To address poverty requires cultural transformation as much as economic reform. It requires redefining wealth as collective well-being rather than individual success. Education must teach empathy, history, and critical consciousness. Policy must address not only income but dignity, ensuring access to housing, healthcare, and meaningful work.
Faith traditions, particularly in African and diasporic contexts, often frame poverty as a test of endurance and faith. Yet modern theology increasingly views justice as divine work—arguing that ending poverty honors the Creator’s design for equity and community. Thus, spirituality becomes not an escape from poverty but a moral engine for its eradication.
Culturally, healing from poverty’s trauma involves storytelling—restoring lost narratives of abundance, resilience, and ancestral strength. When people remember who they are and where they come from, they begin to dismantle the lies that poverty told them about their worth.
Ultimately, the historical and cultural dimensions of poverty reveal it to be not a flaw in individuals but in systems. To fight poverty is to confront history itself—to heal from the wounds of slavery, colonization, and capitalism. In that healing lies the restoration of dignity, the renewal of community, and the reawakening of humanity’s shared responsibility for one another.
References
Escobar, A. (1995). Encountering development: The making and unmaking of the Third World. Princeton University Press.

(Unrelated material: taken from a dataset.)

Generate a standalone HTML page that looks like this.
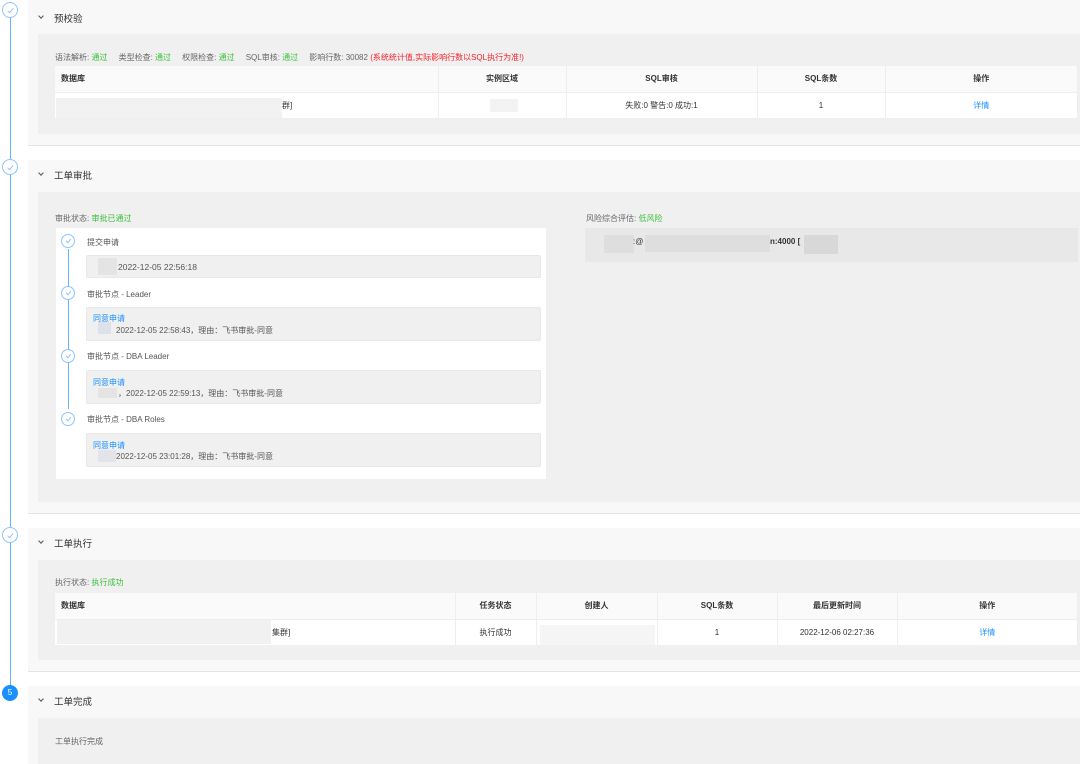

Evans, G. W. (2004). The environment of childhood poverty. American Psychologist, 59(2), 77–92.
Freire, P. (1970). Pedagogy of the oppressed. Continuum.
King, M. L., Jr. (1968). Where do we go from here: Chaos or community? Beacon Press.
Massey, D. S., & Denton, N. A. (1993). American apartheid: Segregation and the making of the underclass. Harvard University Press.
Marx, K., & Engels, F. (1848). The Communist Manifesto. Penguin Classics.
Nkrumah, K. (1965). Neo-colonialism: The last stage of imperialism. Thomas Nelson & Sons.
Pearce, D. M. (1978). The feminization of poverty: Women, work, and welfare. Urban and Social Change Review, 11(1–2), 28–36.
Rodney, W. (1972). How Europe underdeveloped Africa. Bogle-L’Ouverture Publications.